Une réelle théorie de l’art doit donc saisir l’art sous un concept mais aussi tenir compte des œuvres d’art concrètes : c’est le sens de la classification historico-logique des formes d’art que Hegel propose. Il ne s’agit pas de construire une métaphysique normative qui partirait de l’idée du beau ni une vision empirique des œuvres qui n’aboutirait qu’à un amateurisme éclairé (que Hegel ne méprise pas mais qu’on ne peut tout de même pas faire passer pour de la philosophie.) Le souci du particulier tout comme l’attrait pour l’universel échouent donc à s’élever jusqu’à une conception philosophique du beau.
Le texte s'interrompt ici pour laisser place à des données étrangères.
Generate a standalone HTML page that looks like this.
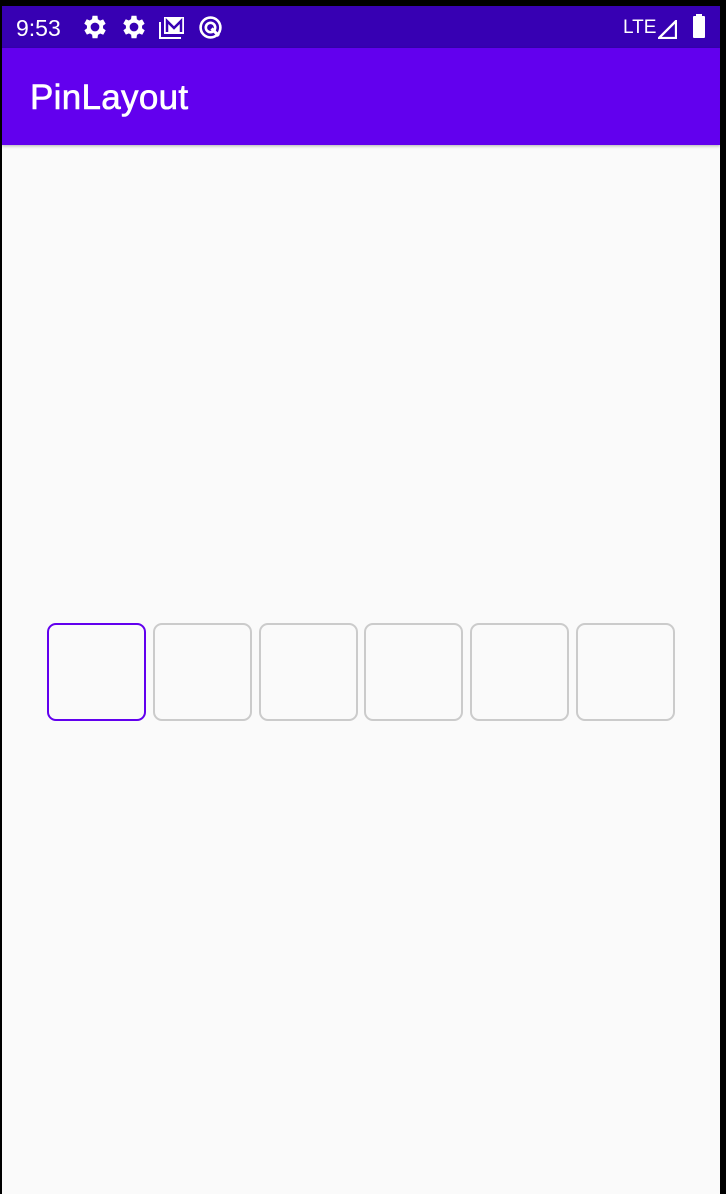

C’est avec Kant qu’apparaît une véritable construction philosophique du beau. « Il voit dans l’art comme un milieu où s’opère la conciliation entre l’esprit abstrait, reposant sur lui-même, et la nature, aussi bien dans ses manifestations extérieures que dans ses manifestations intérieures, affectives et psychiques. ». Il faudra simplement « concevoir d’une façon plus large et plus compréhensive l’unité telle qu’elle se réalise entre la liberté et la nécessité, entre l’universel et le particulier, entre le rationnel et le sensible. ». Il n’y a pas eu de réelle esthétique avant Kant car personne n’avait saisi le sens philosophique de la beauté de œuvres d’art qui est d’incarner cette réconciliation. L’esthétique est une invention moderne qui n’est possible qu’avec la prise ne compte effective de la sensibilité. L’émergence de l’esthétique montre que la philosophie a enfin su comprendre l’humain dans sa totalité et assigner un statut véritablement humain à la sensibilité. C’est en allant plus loin dans la compréhension de l’œuvre comme réconciliation de l’idée et du sensible que l’art peut trouver un réel statut scientifique (conceptuel). Il faut dépasser Kant pour approfondir la spiritualité de l’art.
C’est ce qui explique la critique sévère que Hegel fait de l’imitation dans la mesure où l’imitation assujettit l’art à la nature, c’est-à-dire à ce qui est déjà donné.